According to Merseytravel, an estimated 25 million vehicles pass through them every year, carrying around 37 million passengers.
A new behind-the-scenes tour of the Queensway Tunnel gives the public a chance to find out what goes on beneath the Mersey.
Frank Rogers, Merseytravel’s deputy chief executive. said the aim of the tour is to raise awareness of how the tunnels operate.
All funds raised from the tour are used to pay the tour guides.
An interesting fact is that in case of emergency, there are seven refuge rooms for motorists under the roadway of the Queensway Tunnel.

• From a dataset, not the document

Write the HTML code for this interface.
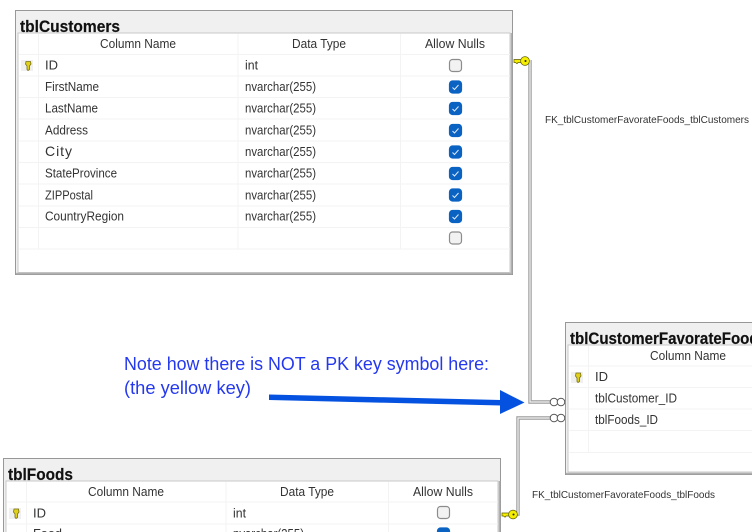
<!DOCTYPE html>
<html><head><meta charset="utf-8"><style>
html,body{margin:0;padding:0;background:#fff;width:752px;height:532px;overflow:hidden}
svg{display:block;filter:blur(.3px)}
text{font-family:"Liberation Sans",sans-serif;font-size:13px;fill:#333}
.t{font-size:16.500px;font-weight:bold;fill:#111;stroke:#111;stroke-width:.2}
.n{font-size:18px;fill:#2438ee}
.f{font-size:10.500px;fill:#333}
.g{stroke:#f3f3f3;stroke-width:1;fill:none}
.u{fill:#f2f2f2;stroke:#8c8c8c;stroke-width:1.200}
.c{fill:#0a62c2;stroke:#0a62c2;stroke-width:1.200}
.m{fill:none;stroke:#dfeafa;stroke-width:1}
.w{fill:none;stroke:#9a9a9a;stroke-width:3.400}
.w2{fill:none;stroke:#f4f4f4;stroke-width:1.200}
.k{fill:#f6ee00;stroke:#5c5c00;stroke-width:.7}
</style></head><body>
<svg width="752" height="532" viewBox="0 0 752 532" xmlns="http://www.w3.org/2000/svg">
<rect width="752" height="532" fill="#fff"/>

<!-- connectors -->
<path class="w" d="M530 60V402H551"/><path class="w2" d="M530 60V402H551"/>
<path class="w" d="M551 418H518V514H513"/><path class="w2" d="M551 418H518V514H513"/>
<g fill="#fff" stroke="#555" stroke-width="1">
<circle cx="554" cy="402" r="3.800"/><circle cx="561" cy="402" r="3.800"/>
<circle cx="554" cy="418" r="3.800"/><circle cx="561" cy="418" r="3.800"/>
</g>

<!-- tblCustomers -->
<g>
<rect x="15.500" y="10.500" width="497" height="264" fill="#f0f0f0" stroke="#989898"/>
<rect x="18" y="33" width="492" height="239.500" fill="#fff" stroke="#c8c8c8"/>
<path d="M16 273.500H512M511.500 33V274" stroke="#b0b0b0" stroke-width="1.500" fill="none"/>
<path class="g" d="M19 54.500H510M19 76H510M19 97.500H510M19 119H510M19 141H510M19 162.500H510M19 184H510M19 206H510M19 227.500H510M19 249H510M38.500 34V249M238 34V249M400.500 34V249"/>
<text class="t" x="20" y="32" textLength="100" lengthAdjust="spacingAndGlyphs">tblCustomers</text>
<text x="100" y="48" textLength="76" lengthAdjust="spacingAndGlyphs">Column Name</text>
<text x="292" y="48" textLength="54" lengthAdjust="spacingAndGlyphs">Data Type</text>
<text x="425" y="48" textLength="60" lengthAdjust="spacingAndGlyphs">Allow Nulls</text>
<rect x="21" y="60" width="12" height="11" fill="#f0f0f0"/>
<path d="M26 61.500H30.500L31 64L29.500 66V69.500L28 70.500L27 69.500V66L25.500 64Z" fill="#e2d11a" stroke="#77701a" stroke-width=".8"/>
<text x="45" y="69.500">ID</text>
<text x="45" y="91" textLength="54" lengthAdjust="spacingAndGlyphs">FirstName</text>
<text x="45" y="112.500" textLength="53" lengthAdjust="spacingAndGlyphs">LastName</text>
<text x="45" y="134.500" textLength="43" lengthAdjust="spacingAndGlyphs">Address</text>
<text x="45" y="156" style="font-size:14px" textLength="27" lengthAdjust="spacing">City</text>
<text x="45" y="177.500" textLength="72" lengthAdjust="spacingAndGlyphs">StateProvince</text>
<text x="45" y="199.500" textLength="48" lengthAdjust="spacingAndGlyphs">ZIPPostal</text>
<text x="45" y="220.500" textLength="79" lengthAdjust="spacingAndGlyphs">CountryRegion</text>
<text x="245" y="69.500" textLength="13" lengthAdjust="spacingAndGlyphs">int</text>
<text x="245" y="91" textLength="71" lengthAdjust="spacingAndGlyphs">nvarchar(255)</text>
<text x="245" y="112.500" textLength="71" lengthAdjust="spacingAndGlyphs">nvarchar(255)</text>
<text x="245" y="134.500" textLength="71" lengthAdjust="spacingAndGlyphs">nvarchar(255)</text>
<text x="245" y="156" textLength="71" lengthAdjust="spacingAndGlyphs">nvarchar(255)</text>
<text x="245" y="177.500" textLength="71" lengthAdjust="spacingAndGlyphs">nvarchar(255)</text>
<text x="245" y="199.500" textLength="71" lengthAdjust="spacingAndGlyphs">nvarchar(255)</text>
<text x="245" y="220.500" textLength="71" lengthAdjust="spacingAndGlyphs">nvarchar(255)</text>
<rect class="u" x="449.500" y="59.500" width="12" height="12" rx="3"/>
<rect class="c" x="449.500" y="81" width="12" height="12" rx="3"/><path class="m" d="M452.500 87.500L454.500 89.500L458.500 85"/>
<rect class="c" x="449.500" y="102.500" width="12" height="12" rx="3"/><path class="m" d="M452.500 109L454.500 111L458.500 106.500"/>
<rect class="c" x="449.500" y="124.500" width="12" height="12" rx="3"/><path class="m" d="M452.500 131L454.500 133L458.500 128.500"/>
<rect class="c" x="449.500" y="146" width="12" height="12" rx="3"/><path class="m" d="M452.500 152.500L454.500 154.500L458.500 150"/>
<rect class="c" x="449.500" y="167.500" width="12" height="12" rx="3"/><path class="m" d="M452.500 174L454.500 176L458.500 171.500"/>
<rect class="c" x="449.500" y="189" width="12" height="12" rx="3"/><path class="m" d="M452.500 195.500L454.500 197.500L458.500 193"/>
<rect class="c" x="449.500" y="210.500" width="12" height="12" rx="3"/><path class="m" d="M452.500 217L454.500 219L458.500 214.500"/>
<rect class="u" x="449.500" y="232" width="12" height="12" rx="3"/>
</g>

<!-- tblCustomerFavorateFoods -->
<g>
<rect x="565.500" y="322.500" width="300" height="152" fill="#f0f0f0" stroke="#989898"/>
<rect x="568" y="345" width="300" height="127" fill="#fff" stroke="#c8c8c8"/>
<path d="M566 473.500H760" stroke="#b0b0b0" stroke-width="1.500" fill="none"/>
<path class="g" d="M569 366H752M569 387.500H752M569 409H752M569 430.500H752M569 452.500H752M588.500 346V452"/>
<text class="t" x="570" y="344" textLength="197" lengthAdjust="spacingAndGlyphs">tblCustomerFavorateFoods</text>
<text x="650" y="360" textLength="76" lengthAdjust="spacingAndGlyphs">Column Name</text>
<rect x="571" y="372" width="12" height="11" fill="#f0f0f0"/>
<path d="M576 373H580.500L581 376L579.500 378V381.500L578 382.500L577 381.500V378L575.500 376Z" fill="#e2d11a" stroke="#77701a" stroke-width=".8"/>
<text x="595" y="381">ID</text>
<text x="595" y="402.500" textLength="82" lengthAdjust="spacingAndGlyphs">tblCustomer_ID</text>
<text x="595" y="424" textLength="63" lengthAdjust="spacingAndGlyphs">tblFoods_ID</text>
</g>

<!-- tblFoods -->
<g>
<rect x="3.500" y="458.500" width="497" height="90" fill="#f0f0f0" stroke="#989898"/>
<rect x="6" y="481" width="492" height="70" fill="#fff" stroke="#c8c8c8"/>
<path d="M499.500 481V540" stroke="#b0b0b0" stroke-width="1.500" fill="none"/>
<path class="g" d="M7 502H498M7 524H498M26.500 482V532M226 482V532M388.500 482V532"/>
<text class="t" x="8" y="480" textLength="65" lengthAdjust="spacingAndGlyphs">tblFoods</text>
<text x="88" y="496" textLength="76" lengthAdjust="spacingAndGlyphs">Column Name</text>
<text x="280" y="496" textLength="54" lengthAdjust="spacingAndGlyphs">Data Type</text>
<text x="413" y="496" textLength="60" lengthAdjust="spacingAndGlyphs">Allow Nulls</text>
<rect x="9" y="508" width="12" height="11" fill="#f0f0f0"/>
<path d="M14 509H18.500L19 512L17.500 514V517.500L16 518.500L15 517.500V514L13.500 512Z" fill="#e2d11a" stroke="#77701a" stroke-width=".8"/>
<text x="33" y="517.500">ID</text>
<text x="33" y="538" textLength="29" lengthAdjust="spacingAndGlyphs">Food</text>
<text x="233" y="517.500" textLength="13" lengthAdjust="spacingAndGlyphs">int</text>
<text x="233" y="538" textLength="71" lengthAdjust="spacingAndGlyphs">nvarchar(255)</text>
<rect class="u" x="437.500" y="506.500" width="12" height="12" rx="3"/>
<rect class="c" x="437.500" y="528" width="12" height="12" rx="3"/>
</g>

<!-- keys on connectors -->
<path class="k" d="M514 59.500H522V62.500H518L517 63.800L515.500 62.500H514Z"/>
<circle class="k" cx="525" cy="61" r="4.400"/>
<circle cx="525.500" cy="61" r="1" fill="#222"/>
<path class="k" d="M502 513H510V516H506L505 517.300L503.500 516H502Z"/>
<circle class="k" cx="513" cy="514.500" r="4.400"/>
<circle cx="513.500" cy="514.500" r="1" fill="#222"/>

<!-- labels -->
<text class="f" x="545" y="123" textLength="204" lengthAdjust="spacingAndGlyphs">FK_tblCustomerFavorateFoods_tblCustomers</text>
<text class="f" x="532" y="498" textLength="183" lengthAdjust="spacingAndGlyphs">FK_tblCustomerFavorateFoods_tblFoods</text>
<text class="n" x="124" y="370" textLength="365" lengthAdjust="spacingAndGlyphs">Note how there is NOT a PK key symbol here:</text>
<text class="n" x="124" y="394" textLength="127" lengthAdjust="spacingAndGlyphs">(the yellow key)</text>

<!-- arrow -->
<path d="M269 394.500L501 400V405.500L269 400Z" fill="#0552e0"/>
<path d="M500 390L524.500 402.500L500 414Z" fill="#0552e0"/>
</svg>
</body></html>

The rooms are kept well-lit, have seating, and supplies of bottled water.
They're linked to a control room at Wallasey police station. The rooms have only been used once, in 2012, when a vehicle caught fire.
Mr Rogers said safety is of paramount importance when people are in the refuge areas: "When you open a door you are directed along to another refuge, because we wouldn't want you to end up in a dangerous place like a pump system.
"The last thing you want in the refuge room is for the lights to go out.
"So we have a have a back-up uninterruptable power supply. The fan room is also said to be home to the ghost of a engineer who died in the 1950s."
Alison Smith, tunnel tour guide, said: "We call him 'Gillie the Ghost'.
"There's a story that he walked past a member of staff one night, dressed in 1950s' clothes.
"When the member of staff turned round, the man had gone.
"I've actually done this tour for seven years, but have never seen him yet."
Queensway, which links Birkenhead to Liverpool, opened in 1934; Kingsway in Wallasey opened in 1971.
The tunnels have 5,428 light fittings.
44 fans, eight ventilation stations, 30 pumps to remove ground water and 11 standby electricity generators, with capacity to power 2,700 homes. The electricity bill is £1m a year.
There are also 400 CCTV cameras linked to a central control room to assist in assessing traffic flow and in the event of accidents and emergencies.